In ATGW form, the vehicle combines the Denel Land Systems LCT30 two-man turret with a 30x173 mm cannon, a 7.62 mm coaxial machine gun, and Denel Ingwe anti-tank guided missiles mounted externally for longer-range engagements. This configuration is important because it preserves the fire support value of a cannon-armed infantry combat vehicle while adding a dedicated anti-armor layer against heavier targets beyond the effective reach of medium-caliber direct fire. In effect, the ATGW variant bridges the gap between an infantry fighting vehicle and a missile-armed overwatch platform.
That dual-armament arrangement gives the Gempita ATGW notable tactical flexibility. The 30 mm cannon can engage light armor, field fortifications, buildings, and dismounted infantry, while the Ingwe missile equips the same vehicle to defeat armored threats at stand-off distance. For commanders, this means a single platoon or troop can conduct route security, support infantry assault, cover exposed flanks, or establish anti-armor ambush positions without requiring a separate missile carrier to be attached for every mission.
The ATGW version also makes sense in the broader logic of the AV8 family. Malaysia did not acquire a single armored vehicle, but a common wheeled combat system that includes infantry fighting, reconnaissance, command, recovery, ambulance, surveillance, mortar, and communications variants. That common chassis approach reduces training and maintenance burdens while improving logistical coherence across a mechanized formation. In battlefield terms, it allows an army to build a full wheeled battlegroup with organic mobility, support, casualty evacuation, recovery, command-and-control, and layered firepower on one support backbone. Related coverage of the AV8 mortar carrier, analysis of the AV8 reconnaissance family, and reporting on Malaysia’s mechanized modernization would naturally sit within the same operational framework.
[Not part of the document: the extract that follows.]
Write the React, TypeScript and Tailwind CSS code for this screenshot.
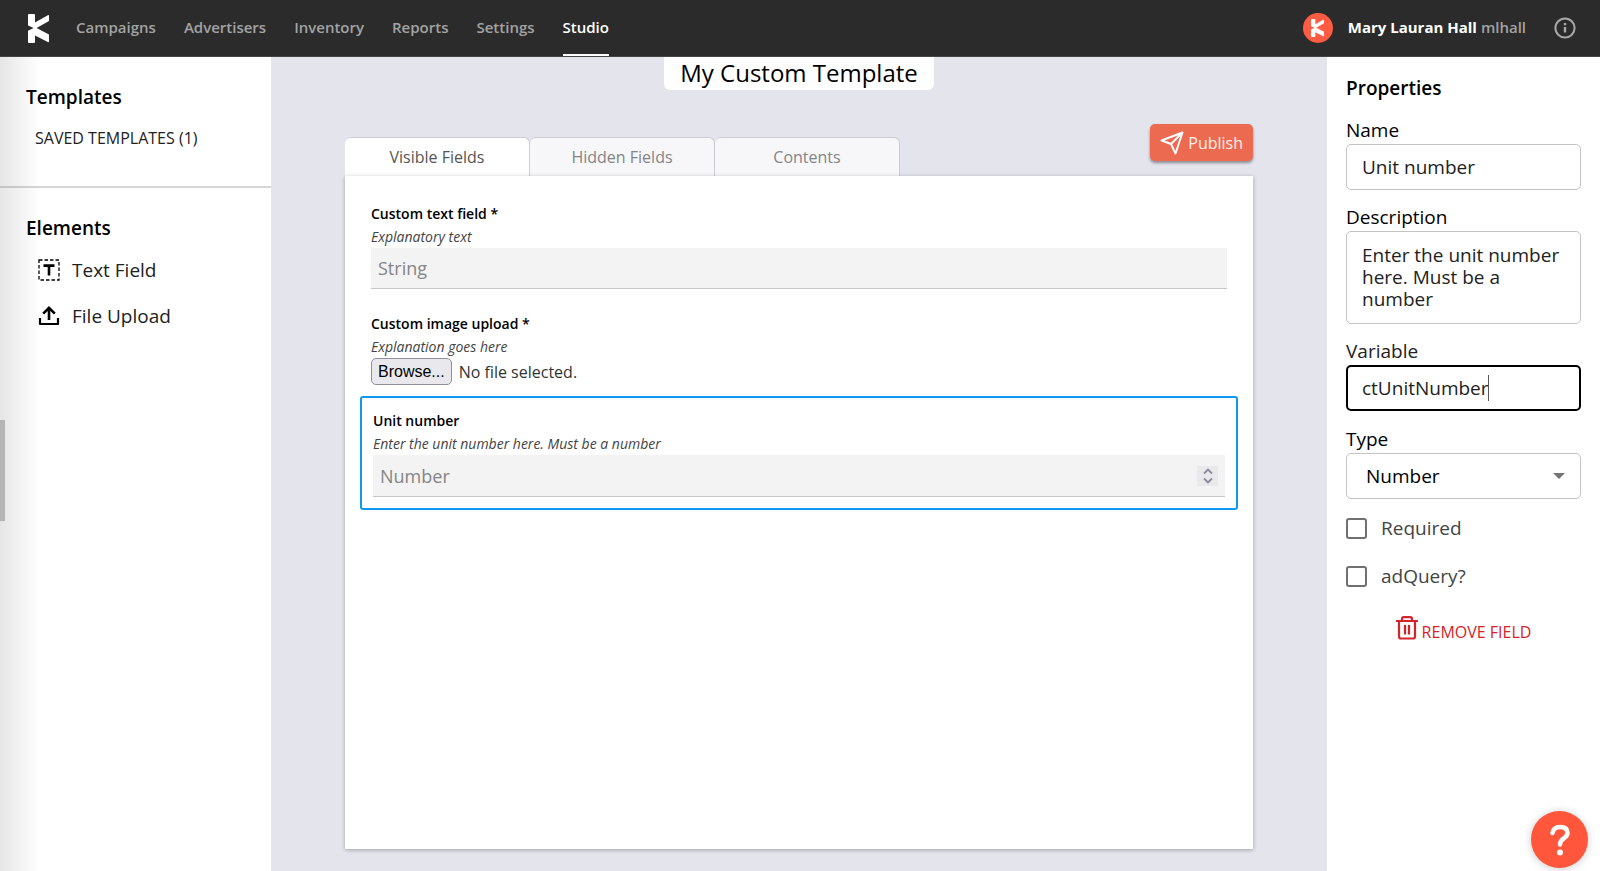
import { useRef, useState } from 'react';

const navItems = ['Campaigns', 'Advertisers', 'Inventory', 'Reports', 'Settings', 'Studio'];
const tabs = ['Visible Fields', 'Hidden Fields', 'Contents'];

function KLogo({ className }: { className?: string }) {
  return (
    <svg viewBox="0 0 21 29" className={className} fill="currentColor" aria-hidden="true">
      <path d="M0 1Q0 0 1 0H6Q7 0 7 1V8.500L19.800 1.200Q21 .6 21 1.800V7L8.600 14 21 20.500V27.200Q21 28.600 19.800 28L7 21.500V28Q7 29 6 29H1Q0 29 0 28V16.800L5.600 14 0 11.600Z" />
    </svg>
  );
}

function Header() {
  return (
    <header className="flex h-[57px] shrink-0 items-center bg-[#2b2b2b] border-b border-[#444] pl-7 pr-6">
      <a href="#" aria-label="Home" className="mr-[27px] text-white">
        <KLogo className="h-[29px] w-[21px]" />
      </a>
      <nav className="flex h-full gap-7 text-[15px] font-semibold text-[#a3a3a3]">
        {navItems.map((item) => (
          <a
            key={item}
            href="#"
            className={
              item === 'Studio'
                ? 'flex items-center border-b-2 border-white text-white'
                : 'flex items-center border-b-2 border-transparent'
            }
          >
            {item}
          </a>
        ))}
      </nav>
      <div className="ml-auto flex items-center text-[15px]">
        <span className="mr-[15px] flex h-[30px] w-[30px] items-center justify-center rounded-full bg-[#ff5c43] text-white">
          <KLogo className="h-[18px] w-[13px]" />
        </span>
        <span className="pb-0.5 font-bold text-white">Mary Lauran Hall</span>
        <span className="ml-1 pb-0.5 font-semibold text-[#a3a3a3]">mlhall</span>
        <button type="button" aria-label="Information" className="ml-7 text-[#a8a8a8]">
          <svg viewBox="0 0 22 22" className="h-[22px] w-[22px]" fill="none" stroke="currentColor" strokeWidth="2">
            <circle cx="11" cy="11" r="9.6" />
            <path d="M11 10v5.5M11 6v2.2" strokeWidth="2.4" />
          </svg>
        </button>
      </div>
    </header>
  );
}

function Sidebar() {
  return (
    <aside className="relative w-[271px] shrink-0 bg-white">
      <div className="h-[131px] border-b-2 border-[#d6d6d6] pl-[26px] pt-7">
        <h2 className="text-[19px] leading-6 font-semibold">Templates</h2>
        <button type="button" className="mt-[17px] ml-[9px] block text-base leading-6 text-[#222]">
          SAVED TEMPLATES (1)
        </button>
      </div>
      <div className="pl-[26px] pt-7">
        <h2 className="text-[19px] leading-6 font-semibold">Elements</h2>
        <ul className="ml-3 mt-[18px] space-y-[22px] text-[19px] leading-6 text-[#222]">
          <li>
            <button type="button" className="flex items-center gap-3">
              <svg viewBox="0 0 22 22" className="h-[22px] w-[22px] text-black" fill="none" stroke="currentColor">
                <rect x="1" y="1" width="20" height="20" strokeWidth="1.3" strokeDasharray="3.500 2" />
                <path d="M5.5 6.6h11M11 6.6V16.5" strokeWidth="2.6" />
              </svg>
              Text Field
            </button>
          </li>
          <li>
            <button type="button" className="flex items-center gap-3">
              <svg viewBox="0 0 22 22" className="h-[22px] w-[22px] text-black" fill="none" stroke="currentColor">
                <path d="M2 13v6h18v-6" strokeWidth="2.2" strokeLinejoin="round" />
                <path d="M11 15V3.2M5.2 8.6 11 2.8l5.800 5.8" strokeWidth="2.6" />
              </svg>
              File Upload
            </button>
          </li>
        </ul>
      </div>

      {/* edge shade and the drag handle of the collapsed drawer */}
      <div className="pointer-events-none absolute inset-y-0 left-0 w-10 bg-linear-to-r from-black/10 to-transparent" />
      <div className="absolute left-0 top-[363px] h-[101px] w-[5px] bg-[#b5b5b5]" />
    </aside>
  );
}

function Editor() {
  const [activeTab, setActiveTab] = useState('Visible Fields');
  const fileRef = useRef<HTMLInputElement>(null);
  const numberRef = useRef<HTMLInputElement>(null);

  return (
    <main className="flex min-w-0 flex-1 flex-col bg-[#e4e4ed] px-[74px] pb-[22px]">
      <h1 className="self-center rounded-b-md bg-white px-4 pt-px pb-[3px] text-2xl leading-[29px]">My Custom Template</h1>

      <div className="mt-[34px] flex items-start justify-between">
        <div role="tablist" className="mt-[13px] flex h-[39px]">
          {tabs.map((tab) => (
            <button
              key={tab}
              type="button"
              role="tab"
              aria-selected={activeTab === tab}
              onClick={() => setActiveTab(tab)}
              className={
                activeTab === tab
                  ? 'w-[185px] rounded-t-md border-t border-r border-[#ccccd2] bg-white text-base text-[#555]'
                  : 'w-[185px] rounded-t-md border-t border-r border-[#ccccd2] bg-[#f7f7fa] text-base text-[#858585]'
              }
            >
              {tab}
            </button>
          ))}
        </div>
        <button
          type="button"
          className="flex h-[37px] items-center gap-1 rounded-[5px] bg-[#ec6a50] px-[10px] text-base text-[#fff0ec] shadow-[0_2px_3px_rgba(0,0,0,0.4)]"
        >
          <svg viewBox="0 0 24 24" className="h-6 w-6" fill="none" stroke="white" strokeWidth="1.9" strokeLinejoin="round">
            <path d="M22.500 1.500 1.500 9.500 11 13 15.500 22.500ZM22.500 1.500 11 13" />
          </svg>
          Publish
        </button>
      </div>

      <section className="flex-1 bg-white px-[26px] pt-[26px] shadow-[0_1px_4px_rgba(0,0,0,0.3)]">
        <label htmlFor="custom-text" className="block text-sm leading-6 font-semibold">
          Custom text field *
        </label>
        <p className="text-sm leading-[22px] text-[#444] italic">Explanatory text</p>
        <input
          id="custom-text"
          type="text"
          placeholder="String"
          className="block h-[41px] w-full border-b border-[#c8c8c8] bg-[#f3f3f3] px-[7px] text-lg outline-none placeholder:text-[#858585]"
        />

        <label htmlFor="custom-image" className="mt-[23px] block text-sm leading-6 font-semibold">
          Custom image upload *
        </label>
        <p className="text-sm leading-[22px] text-[#444] italic">Explanation goes here</p>
        <div className="flex items-center gap-[7px]">
          <input id="custom-image" ref={fileRef} type="file" className="hidden" />
          <button
            type="button"
            onClick={() => fileRef.current?.click()}
            className="h-[27px] rounded-[5px] border border-[#8f8f9d] bg-[#e9e9ed] px-[6px] font-['Liberation_Sans',Arial,sans-serif] text-base leading-6"
          >
            Browse...
          </button>
          <span className="text-base leading-6 text-[#333]">No file selected.</span>
        </div>

        <div className="-mx-[11px] mt-[11px] rounded-[3px] border-2 border-[#1098ec] px-[11px] pt-[11px] pb-[11px]">
          <label htmlFor="unit-number" className="block text-sm leading-6 font-semibold">
            Unit number
          </label>
          <p className="text-sm leading-[22px] text-[#444] italic">Enter the unit number here. Must be a number</p>
          <div className="flex h-[42px] items-center border-b border-[#c8c8c8] bg-[#f3f3f3] pr-[7px] pl-[7px]">
            <input
              id="unit-number"
              ref={numberRef}
              type="number"
              placeholder="Number"
              className="min-w-0 flex-1 appearance-none bg-transparent text-lg outline-none [appearance:textfield] placeholder:text-[#858585]"
            />
            <div className="flex w-[21px] flex-col bg-[#e9e9ed] text-[#8a8a96]">
              <button type="button" aria-label="Increase" onClick={() => numberRef.current?.stepUp()} className="flex h-[10px] justify-center">
                <svg viewBox="0 0 12 10" className="h-[10px] w-3" fill="none" stroke="currentColor" strokeWidth="1.8">
                  <path d="M2 7.500 6 3.500l4 4" />
                </svg>
              </button>
              <button type="button" aria-label="Decrease" onClick={() => numberRef.current?.stepDown()} className="flex h-[10px] justify-center">
                <svg viewBox="0 0 12 10" className="h-[10px] w-3" fill="none" stroke="currentColor" strokeWidth="1.8">
                  <path d="m2 2.500 4 4 4-4" />
                </svg>
              </button>
            </div>
          </div>
        </div>
      </section>
    </main>
  );
}

function Properties() {
  const [name, setName] = useState('Unit number');
  const [description, setDescription] = useState('Enter the unit number here. Must be a number');
  const [variable, setVariable] = useState('ctUnitNumber');

  return (
    <aside className="w-[273px] shrink-0 bg-white pt-[19px] pr-[19px] pl-[19px] text-[19px]">
      <h2 className="leading-6 font-semibold">Properties</h2>

      <label htmlFor="prop-name" className="mt-[18px] block leading-6">
        Name
      </label>
      <input
        id="prop-name"
        value={name}
        onChange={(e) => setName(e.target.value)}
        className="mt-0.5 block h-[46px] w-full rounded-[5px] border border-[#c4c4c4] px-[15px] text-[#222] outline-none"
      />

      <label htmlFor="prop-description" className="mt-[15px] block leading-6">
        Description
      </label>
      <textarea
        id="prop-description"
        value={description}
        onChange={(e) => setDescription(e.target.value)}
        className="mt-0.5 block h-[93px] w-full resize-none rounded-[5px] border border-[#c4c4c4] px-[15px] py-3 leading-[22px] text-[#222] outline-none"
      />

      <label htmlFor="prop-variable" className="mt-[15px] block leading-6 text-[#222]">
        Variable
      </label>
      <div className="relative mt-0.5">
        <input
          id="prop-variable"
          value={variable}
          onChange={(e) => setVariable(e.target.value)}
          className="block h-[46px] w-full rounded-[5px] border-2 border-black px-[14px] text-[#222] outline-none"
        />
        <span className="absolute top-[10px] left-[142px] h-[26px] w-px bg-[#555]" />
      </div>

      <label htmlFor="prop-type" className="mt-4 block leading-6">
        Type
      </label>
      <div className="relative mt-0.5">
        <select
          id="prop-type"
          className="block h-[46px] w-full appearance-none rounded-[5px] border border-[#c4c4c4] bg-white px-[19px] outline-none"
        >
          <option>Number</option>
          <option>String</option>
        </select>
        <svg viewBox="0 0 12 6" className="pointer-events-none absolute top-5 right-4 h-[6px] w-3" fill="#757575">
          <path d="M0 0h12L6 6Z" />
        </svg>
      </div>

      <div className="mt-[17px] space-y-6 text-[#444]">
        <label className="flex items-center gap-[14px] leading-6">
          <input type="checkbox" className="h-[21px] w-[21px] appearance-none rounded-[3px] border-2 border-[#707070] checked:bg-[#707070]" />
          Required
        </label>
        <label className="flex items-center gap-[14px] leading-6">
          <input type="checkbox" className="h-[21px] w-[21px] appearance-none rounded-[3px] border-2 border-[#707070] checked:bg-[#707070]" />
          adQuery?
        </label>
      </div>

      <button type="button" className="mx-auto mt-7 flex items-start gap-1 text-base leading-5 text-[#d3242b]">
        <svg viewBox="0 0 22 24" className="h-6 w-[22px]" fill="none" stroke="currentColor" strokeWidth="2.200" strokeLinejoin="round">
          <path d="M0 5h22M3 5v15.500q0 2 2 2h12q2 0 2-2V5M6 5V3q0-1.800 1.800-1.800h6.400Q16 1.200 16 3V5" />
          <path d="M9 9v9.500M13 9v9.500" />
        </svg>
        <span className="pt-[6px]">REMOVE FIELD</span>
      </button>
    </aside>
  );
}

export default function App() {
  return (
    <div className="flex min-h-screen flex-col font-['Open_Sans','Noto_Sans',sans-serif] text-black">
      <Header />
      <div className="flex flex-1">
        <Sidebar />
        <Editor />
        <Properties />
      </div>
      <button
        type="button"
        aria-label="Help"
        className="fixed right-3 bottom-[3px] flex h-[57px] w-[57px] items-center justify-center rounded-full bg-[#ff563c] shadow-[0_1px_8px_rgba(0,0,0,0.2)]"
      >
        <svg viewBox="0 0 22 32" className="h-8 w-[22px]" fill="none" stroke="white" strokeWidth="4.500" strokeLinecap="round">
          <path d="M3.500 9Q4.500 3 11 3q7.500 0 7.500 6 0 3-4 5.700-3.500 2.300-3.500 5.800" />
          <circle cx="11" cy="28.500" r="3" fill="white" stroke="none" />
        </svg>
      </button>
    </div>
  );
}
Publicly identified operators remain limited to Malaysia, which continues to field the Gempita family as part of its mechanized force development. There have been reports of interest or trials abroad, including in Saudi Arabia, but no confirmed export operator has emerged. For other countries, the most effective way to use the Gempita ATGW would be within medium brigades operating over road-heavy or semi-developed terrain where speed, lower sustainment demand, and operational reach matter more than the shock effect of heavy tracked armor. In that role, the vehicle can provide anti-armor overwatch, convoy protection, screening, flank security, and mobile reserve firepower.
Compared with competitors such as Patria AMV-based anti-tank variants, Boxer-based missile-equipped combat reconnaissance vehicles, or other PARS-derived 8x8 missile carriers, the Gempita ATGW sits in a credible middle tier. It does not offer the weight growth and protection margins of the heaviest Western 8x8s, but it combines solid mobility, mature automotive architecture, cannon-and-missile armament, and an already fielded multi-variant ecosystem. That matters because many competitors look strong on paper yet depend on more fragmented industrial arrangements or less mature local sustainment structures.
Strategically, the vehicle displayed at DSA represents more than a missile carrier. It is part of a broader Malaysian effort to turn a wheeled armored vehicle program into a sovereign capability base with real local content, national assembly experience, and long-term sustainment depth. For regional armies that need a fast, protected, deployable platform able to fight armor without moving to a fully heavy force model, the AV8 Gempita ATGW is a practical and increasingly relevant answer.